An entrepôt, to be direct about it, is a port that doesn't just receive and dispatch goods but holds them, transforms them, re-packages them, finances them, and re-exports them to third parties. The goods might sit in a bonded warehouse for six months while a merchant finds a buyer in a distant market. That storage, that intermediation, that financial layering on top of physical movement: that is what separates an entrepôt from a loading dock with ambitions.
Depth of water is the last thing that explains it
The instinctive answer is geography. A deep natural harbour, a sheltered anchorage, a river mouth wide enough for large vessels. These things matter, but they matter far less than most people assume, and the historical record is brutal on the point.
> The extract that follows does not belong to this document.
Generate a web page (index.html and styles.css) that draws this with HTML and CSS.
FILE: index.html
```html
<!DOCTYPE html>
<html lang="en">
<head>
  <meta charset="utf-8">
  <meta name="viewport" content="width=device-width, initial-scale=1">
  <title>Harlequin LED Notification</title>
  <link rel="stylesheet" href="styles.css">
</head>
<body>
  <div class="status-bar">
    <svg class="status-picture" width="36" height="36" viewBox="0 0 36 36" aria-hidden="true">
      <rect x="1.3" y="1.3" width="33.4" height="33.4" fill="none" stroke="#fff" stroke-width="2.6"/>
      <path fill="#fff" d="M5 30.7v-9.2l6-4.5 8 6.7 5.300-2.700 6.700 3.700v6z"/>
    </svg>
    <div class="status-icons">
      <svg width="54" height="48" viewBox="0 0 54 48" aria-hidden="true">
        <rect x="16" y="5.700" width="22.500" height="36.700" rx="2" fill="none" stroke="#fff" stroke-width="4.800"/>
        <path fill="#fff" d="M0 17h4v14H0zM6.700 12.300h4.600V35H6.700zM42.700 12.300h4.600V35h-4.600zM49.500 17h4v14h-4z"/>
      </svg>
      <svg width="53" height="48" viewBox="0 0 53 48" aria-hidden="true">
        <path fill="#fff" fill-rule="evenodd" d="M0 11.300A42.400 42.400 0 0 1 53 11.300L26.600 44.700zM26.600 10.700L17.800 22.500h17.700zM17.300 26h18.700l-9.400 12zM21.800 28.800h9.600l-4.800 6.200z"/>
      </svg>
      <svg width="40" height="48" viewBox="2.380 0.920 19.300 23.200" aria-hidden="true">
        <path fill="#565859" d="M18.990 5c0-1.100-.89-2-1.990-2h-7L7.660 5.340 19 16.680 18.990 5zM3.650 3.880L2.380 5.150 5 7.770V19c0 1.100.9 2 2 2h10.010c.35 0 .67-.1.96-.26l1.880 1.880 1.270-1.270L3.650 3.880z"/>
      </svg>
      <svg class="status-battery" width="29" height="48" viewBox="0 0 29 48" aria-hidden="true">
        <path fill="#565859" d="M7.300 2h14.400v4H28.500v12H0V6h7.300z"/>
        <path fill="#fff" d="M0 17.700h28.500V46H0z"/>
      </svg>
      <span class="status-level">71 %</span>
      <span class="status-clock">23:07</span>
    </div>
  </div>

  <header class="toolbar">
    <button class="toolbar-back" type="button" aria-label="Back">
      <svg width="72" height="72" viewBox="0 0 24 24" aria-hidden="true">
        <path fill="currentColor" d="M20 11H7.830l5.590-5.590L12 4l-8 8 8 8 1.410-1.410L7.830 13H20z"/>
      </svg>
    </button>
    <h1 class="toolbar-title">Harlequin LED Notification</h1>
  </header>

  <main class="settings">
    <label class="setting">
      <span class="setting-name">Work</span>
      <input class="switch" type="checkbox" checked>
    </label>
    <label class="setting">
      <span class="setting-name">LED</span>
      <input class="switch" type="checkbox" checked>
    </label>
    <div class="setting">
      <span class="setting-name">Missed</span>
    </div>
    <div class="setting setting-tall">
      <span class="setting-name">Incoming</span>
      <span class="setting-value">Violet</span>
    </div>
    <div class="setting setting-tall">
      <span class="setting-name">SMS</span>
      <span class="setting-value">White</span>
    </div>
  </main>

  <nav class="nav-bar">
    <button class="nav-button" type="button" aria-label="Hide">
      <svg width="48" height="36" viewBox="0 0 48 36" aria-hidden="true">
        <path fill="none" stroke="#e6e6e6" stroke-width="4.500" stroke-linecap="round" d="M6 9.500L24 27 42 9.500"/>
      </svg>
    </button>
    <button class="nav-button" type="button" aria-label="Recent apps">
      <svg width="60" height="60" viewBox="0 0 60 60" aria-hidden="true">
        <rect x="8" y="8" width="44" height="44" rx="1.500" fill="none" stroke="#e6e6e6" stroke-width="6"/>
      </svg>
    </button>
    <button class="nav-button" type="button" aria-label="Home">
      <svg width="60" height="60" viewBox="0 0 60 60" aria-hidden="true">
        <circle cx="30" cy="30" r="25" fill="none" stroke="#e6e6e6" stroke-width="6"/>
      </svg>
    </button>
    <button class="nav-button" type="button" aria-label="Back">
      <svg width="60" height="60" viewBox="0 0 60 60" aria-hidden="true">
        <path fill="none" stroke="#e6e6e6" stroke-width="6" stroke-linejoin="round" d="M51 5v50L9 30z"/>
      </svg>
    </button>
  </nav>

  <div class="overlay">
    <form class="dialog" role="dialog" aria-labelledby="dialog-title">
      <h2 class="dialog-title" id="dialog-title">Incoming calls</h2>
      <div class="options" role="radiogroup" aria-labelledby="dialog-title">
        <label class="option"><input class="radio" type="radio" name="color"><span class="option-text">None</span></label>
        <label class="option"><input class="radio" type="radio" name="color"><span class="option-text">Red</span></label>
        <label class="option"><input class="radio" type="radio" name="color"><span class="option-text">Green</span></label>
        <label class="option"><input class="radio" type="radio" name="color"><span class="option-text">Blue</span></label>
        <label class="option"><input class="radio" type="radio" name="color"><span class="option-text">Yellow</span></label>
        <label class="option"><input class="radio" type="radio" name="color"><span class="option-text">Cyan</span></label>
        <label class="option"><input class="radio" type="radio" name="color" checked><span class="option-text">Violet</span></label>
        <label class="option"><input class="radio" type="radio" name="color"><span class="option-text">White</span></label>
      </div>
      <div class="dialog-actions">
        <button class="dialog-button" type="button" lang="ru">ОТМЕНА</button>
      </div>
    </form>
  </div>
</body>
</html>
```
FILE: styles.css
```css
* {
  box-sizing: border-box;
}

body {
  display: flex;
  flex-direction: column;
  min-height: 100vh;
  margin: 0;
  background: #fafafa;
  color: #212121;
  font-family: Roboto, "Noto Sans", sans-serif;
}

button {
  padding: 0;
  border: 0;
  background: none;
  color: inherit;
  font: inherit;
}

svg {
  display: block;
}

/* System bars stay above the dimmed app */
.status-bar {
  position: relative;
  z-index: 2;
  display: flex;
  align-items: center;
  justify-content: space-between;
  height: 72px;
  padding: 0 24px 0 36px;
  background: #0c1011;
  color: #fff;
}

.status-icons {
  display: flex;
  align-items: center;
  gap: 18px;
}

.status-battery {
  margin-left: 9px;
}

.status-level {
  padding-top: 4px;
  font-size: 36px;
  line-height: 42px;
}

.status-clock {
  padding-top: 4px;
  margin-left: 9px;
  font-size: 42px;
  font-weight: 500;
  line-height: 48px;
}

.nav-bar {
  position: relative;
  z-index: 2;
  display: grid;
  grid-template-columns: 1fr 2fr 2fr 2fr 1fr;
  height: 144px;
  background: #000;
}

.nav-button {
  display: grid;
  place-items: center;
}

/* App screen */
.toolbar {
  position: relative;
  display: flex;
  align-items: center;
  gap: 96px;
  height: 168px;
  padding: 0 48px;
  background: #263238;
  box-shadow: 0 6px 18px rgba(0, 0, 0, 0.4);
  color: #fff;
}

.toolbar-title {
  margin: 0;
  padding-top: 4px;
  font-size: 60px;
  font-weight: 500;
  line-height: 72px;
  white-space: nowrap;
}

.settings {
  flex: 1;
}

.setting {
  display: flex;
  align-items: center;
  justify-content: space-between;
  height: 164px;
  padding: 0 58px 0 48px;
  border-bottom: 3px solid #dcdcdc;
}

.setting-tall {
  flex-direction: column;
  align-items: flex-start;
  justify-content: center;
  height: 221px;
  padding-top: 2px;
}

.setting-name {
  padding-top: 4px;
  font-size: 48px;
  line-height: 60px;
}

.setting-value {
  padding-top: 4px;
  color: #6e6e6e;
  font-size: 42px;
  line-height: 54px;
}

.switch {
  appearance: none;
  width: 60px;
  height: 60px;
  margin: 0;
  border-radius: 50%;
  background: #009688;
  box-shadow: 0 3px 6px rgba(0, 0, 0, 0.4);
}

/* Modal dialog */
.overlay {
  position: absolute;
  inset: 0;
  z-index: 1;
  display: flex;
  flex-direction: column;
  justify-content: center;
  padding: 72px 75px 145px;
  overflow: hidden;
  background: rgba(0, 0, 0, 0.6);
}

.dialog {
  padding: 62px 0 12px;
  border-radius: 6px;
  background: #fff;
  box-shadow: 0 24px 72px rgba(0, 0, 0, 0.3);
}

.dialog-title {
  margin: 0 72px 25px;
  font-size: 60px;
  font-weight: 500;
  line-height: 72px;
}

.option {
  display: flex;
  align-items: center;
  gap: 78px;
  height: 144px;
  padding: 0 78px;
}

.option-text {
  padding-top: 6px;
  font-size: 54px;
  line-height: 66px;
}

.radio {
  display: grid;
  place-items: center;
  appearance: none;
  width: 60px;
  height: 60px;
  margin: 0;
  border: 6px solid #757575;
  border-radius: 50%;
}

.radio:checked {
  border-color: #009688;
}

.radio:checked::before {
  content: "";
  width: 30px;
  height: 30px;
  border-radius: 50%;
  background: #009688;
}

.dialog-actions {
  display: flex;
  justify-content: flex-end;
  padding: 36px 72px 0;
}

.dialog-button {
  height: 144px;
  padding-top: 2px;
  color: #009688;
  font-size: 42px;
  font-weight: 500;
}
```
Consider the Malay Peninsula. The Strait of Malacca is one of the most strategically obvious chokepoints on the planet. Dozens of ports sit along its shores. The Portuguese, when they arrived in the early sixteenth century, identified Malacca itself as the prize precisely because of its geography. Over the following two centuries the trade shifted: first to Johor, then to Batavia under the Dutch, and eventually to a swampy, tiger-infested island at the peninsula's southern tip that Stamford Raffles chose partly because it was unclaimed and therefore ungoverned by Dutch treaty. Singapore's harbour was fine. It was not exceptional. What Raffles was really choosing was a legal and fiscal blank slate.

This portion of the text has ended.